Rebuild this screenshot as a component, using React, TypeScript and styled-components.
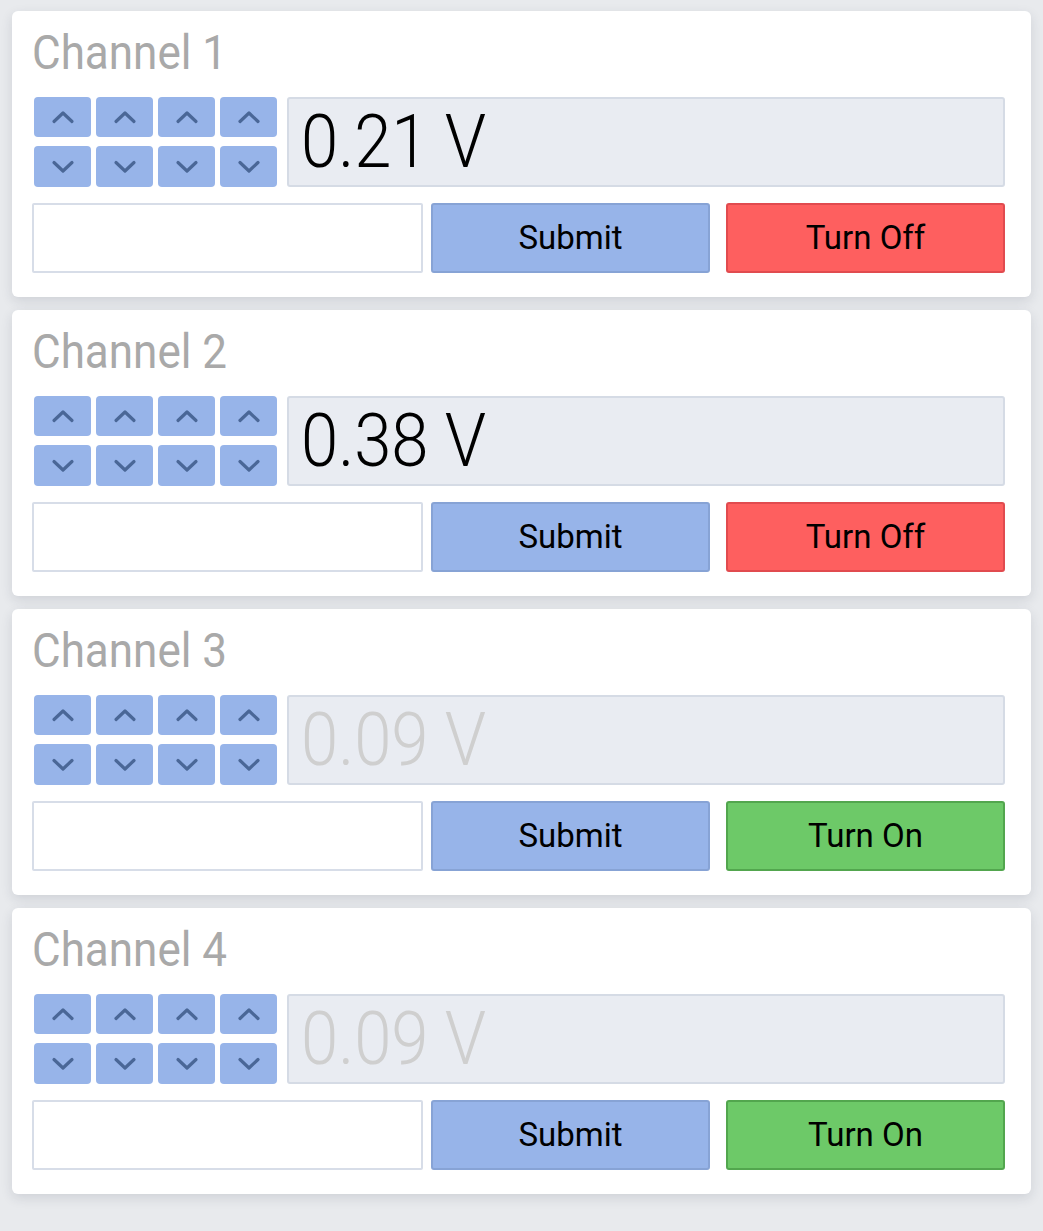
import React from "react";
import styled, { createGlobalStyle } from "styled-components";

const GlobalStyle = createGlobalStyle`
  html, body {
    margin: 0;
    padding: 0;
    background: #e8eaed;
    font-family: Roboto, "Noto Sans", "Liberation Sans", sans-serif;
  }
  * { box-sizing: border-box; }
`;

const Page = styled.div`
  display: flex;
  flex-direction: column;
  gap: 13px;
  padding: 11px 12px 37px 12px;
`;

const Card = styled.section`
  background: #ffffff;
  border-radius: 6px;
  padding: 13px 26px 24px 20px;
  box-shadow: 0 4px 12px rgba(40, 50, 70, 0.13);
  display: flex;
  flex-direction: column;
`;

const Title = styled.h2`
  margin: 0 0 17px 0;
  font-size: 44px;
  line-height: 56px;
  font-weight: 400;
  color: #a9a9a9;
  transform: scaleY(1.1);
  transform-origin: left center;
`;

const ControlRow = styled.div`
  display: flex;
  align-items: stretch;
  gap: 10px;
  height: 90px;
`;

const Steppers = styled.div`
  margin-left: 2px;
  display: grid;
  grid-template-columns: repeat(4, 57px);
  grid-template-rows: 40px 41px;
  column-gap: 5px;
  row-gap: 9px;
`;

const StepButton = styled.button`
  border: none;
  border-radius: 4px;
  background: #97b4e9;
  padding: 0;
  display: flex;
  align-items: center;
  justify-content: center;
  cursor: pointer;
`;

const ChevronIcon = styled.svg`
  display: block;
  width: 26px;
  height: 16px;
  flex: none;
`;

const Display = styled.div<{ $off: boolean }>`
  flex: 1;
  background: #e9ecf2;
  border: 2px solid #d5dbe5;
  border-radius: 3px;
  display: flex;
  align-items: center;
  padding-left: 12px;
  font-size: 67px;
  font-weight: 300;
  color: ${(p) => (p.$off ? "#cfcfcf" : "#000000")};
  overflow: hidden;
`;

const Value = styled.span`
  display: inline-block;
  transform: scaleY(1.1);
  line-height: 1;
`;

const ActionRow = styled.div`
  margin-top: 16px;
  display: flex;
  gap: 8px;
  height: 70px;
`;

const Input = styled.input`
  flex: 1;
  min-width: 0;
  border: 2px solid #d7dde8;
  border-radius: 2px;
  background: #fff;
  font-size: 24px;
  padding: 0 10px;
  outline: none;
`;

const ActionButton = styled.button<{ $bg: string; $border: string }>`
  flex: 0 0 279px;
  background: ${(p) => p.$bg};
  border: 2px solid ${(p) => p.$border};
  border-radius: 3px;
  font-family: Roboto, "Noto Sans", sans-serif;
  font-size: 33px;
  font-weight: 400;
  color: #000;
  cursor: pointer;
  padding: 0 0 2px 0;
`;

const ToggleButton = styled(ActionButton)`
  margin-left: 8px;
`;

const Chevron = ({ up }: { up: boolean }) => (
  <ChevronIcon viewBox="0 0 26 16">
    <polyline
      points={up ? "4,12.5 13,4 22,12.5" : "4,3.5 13,12 22,3.5"}
      fill="none"
      stroke="#4a6797"
      strokeWidth="3.2"
      strokeLinecap="round"
      strokeLinejoin="round"
    />
  </ChevronIcon>
);

type Channel = { name: string; value: string; on: boolean };

const channels: Channel[] = [
  { name: "Channel 1", value: "0.21 V", on: true },
  { name: "Channel 2", value: "0.38 V", on: true },
  { name: "Channel 3", value: "0.09 V", on: false },
  { name: "Channel 4", value: "0.09 V", on: false },
];

const ChannelCard = ({ ch }: { ch: Channel }) => (
  <Card>
    <Title>{ch.name}</Title>
    <ControlRow>
      <Steppers>
        {[0, 1, 2, 3].map((i) => (
          <StepButton key={`u${i}`} aria-label="increase">
            <Chevron up />
          </StepButton>
        ))}
        {[0, 1, 2, 3].map((i) => (
          <StepButton key={`d${i}`} aria-label="decrease">
            <Chevron up={false} />
          </StepButton>
        ))}
      </Steppers>
      <Display $off={!ch.on}>
        <Value>{ch.value}</Value>
      </Display>
    </ControlRow>
    <ActionRow>
      <Input type="text" />
      <ActionButton $bg="#97b4e9" $border="#87a3d5">
        Submit
      </ActionButton>
      {ch.on ? (
        <ToggleButton $bg="#fe5f5f" $border="#e14b4f">
          Turn Off
        </ToggleButton>
      ) : (
        <ToggleButton $bg="#6dc968" $border="#52a64e">
          Turn On
        </ToggleButton>
      )}
    </ActionRow>
  </Card>
);

export default function App() {
  return (
    <>
      <GlobalStyle />
      <Page>
        {channels.map((ch) => (
          <ChannelCard key={ch.name} ch={ch} />
        ))}
      </Page>
    </>
  );
}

+-------+

> [WHAT IS BEING ASKED] Each line above is to be copied verbatim. Drop any image from the copy.

> [COMPLETED TASK]
Rebuild this screenshot as a component, using React, TypeScript and styled-components.
import React from "react";
import styled, { createGlobalStyle } from "styled-components";

const GlobalStyle = createGlobalStyle`
  html, body {
    margin: 0;
    padding: 0;
    background: #e8eaed;
    font-family: Roboto, "Noto Sans", "Liberation Sans", sans-serif;
  }
  * { box-sizing: border-box; }
`;

const Page = styled.div`
  display: flex;
  flex-direction: column;
  gap: 13px;
  padding: 11px 12px 37px 12px;
`;

const Card = styled.section`
  background: #ffffff;
  border-radius: 6px;
  padding: 13px 26px 24px 20px;
  box-shadow: 0 4px 12px rgba(40, 50, 70, 0.13);
  display: flex;
  flex-direction: column;
`;

const Title = styled.h2`
  margin: 0 0 17px 0;
  font-size: 44px;
  line-height: 56px;
  font-weight: 400;
  color: #a9a9a9;
  transform: scaleY(1.1);
  transform-origin: left center;
`;

const ControlRow = styled.div`
  display: flex;
  align-items: stretch;
  gap: 10px;
  height: 90px;
`;

const Steppers = styled.div`
  margin-left: 2px;
  display: grid;
  grid-template-columns: repeat(4, 57px);
  grid-template-rows: 40px 41px;
  column-gap: 5px;
  row-gap: 9px;
`;

const StepButton = styled.button`
  border: none;
  border-radius: 4px;
  background: #97b4e9;
  padding: 0;
  display: flex;
  align-items: center;
  justify-content: center;
  cursor: pointer;
`;

const ChevronIcon = styled.svg`
  display: block;
  width: 26px;
  height: 16px;
  flex: none;
`;

const Display = styled.div<{ $off: boolean }>`
  flex: 1;
  background: #e9ecf2;
  border: 2px solid #d5dbe5;
  border-radius: 3px;
  display: flex;
  align-items: center;
  padding-left: 12px;
  font-size: 67px;
  font-weight: 300;
  color: ${(p) => (p.$off ? "#cfcfcf" : "#000000")};
  overflow: hidden;
`;

const Value = styled.span`
  display: inline-block;
  transform: scaleY(1.1);
  line-height: 1;
`;

const ActionRow = styled.div`
  margin-top: 16px;
  display: flex;
  gap: 8px;
  height: 70px;
`;

const Input = styled.input`
  flex: 1;
  min-width: 0;
  border: 2px solid #d7dde8;
  border-radius: 2px;
  background: #fff;
  font-size: 24px;
  padding: 0 10px;
  outline: none;
`;

const ActionButton = styled.button<{ $bg: string; $border: string }>`
  flex: 0 0 279px;
  background: ${(p) => p.$bg};
  border: 2px solid ${(p) => p.$border};
  border-radius: 3px;
  font-family: Roboto, "Noto Sans", sans-serif;
  font-size: 33px;
  font-weight: 400;
  color: #000;
  cursor: pointer;
  padding: 0 0 2px 0;
`;

const ToggleButton = styled(ActionButton)`
  margin-left: 8px;
`;

const Chevron = ({ up }: { up: boolean }) => (
  <ChevronIcon viewBox="0 0 26 16">
    <polyline
      points={up ? "4,12.5 13,4 22,12.5" : "4,3.5 13,12 22,3.5"}
      fill="none"
      stroke="#4a6797"
      strokeWidth="3.2"
      strokeLinecap="round"
      strokeLinejoin="round"
    />
  </ChevronIcon>
);

type Channel = { name: string; value: string; on: boolean };

const channels: Channel[] = [
  { name: "Channel 1", value: "0.21 V", on: true },
  { name: "Channel 2", value: "0.38 V", on: true },
  { name: "Channel 3", value: "0.09 V", on: false },
  { name: "Channel 4", value: "0.09 V", on: false },
];

const ChannelCard = ({ ch }: { ch: Channel }) => (
  <Card>
    <Title>{ch.name}</Title>
    <ControlRow>
      <Steppers>
        {[0, 1, 2, 3].map((i) => (
          <StepButton key={`u${i}`} aria-label="increase">
            <Chevron up />
          </StepButton>
        ))}
        {[0, 1, 2, 3].map((i) => (
          <StepButton key={`d${i}`} aria-label="decrease">
            <Chevron up={false} />
          </StepButton>
        ))}
      </Steppers>
      <Display $off={!ch.on}>
        <Value>{ch.value}</Value>
      </Display>
    </ControlRow>
    <ActionRow>
      <Input type="text" />
      <ActionButton $bg="#97b4e9" $border="#87a3d5">
        Submit
      </ActionButton>
      {ch.on ? (
        <ToggleButton $bg="#fe5f5f" $border="#e14b4f">
          Turn Off
        </ToggleButton>
      ) : (
        <ToggleButton $bg="#6dc968" $border="#52a64e">
          Turn On
        </ToggleButton>
      )}
    </ActionRow>
  </Card>
);

export default function App() {
  return (
    <>
      <GlobalStyle />
      <Page>
        {channels.map((ch) => (
          <ChannelCard key={ch.name} ch={ch} />
        ))}
      </Page>
    </>
  );
}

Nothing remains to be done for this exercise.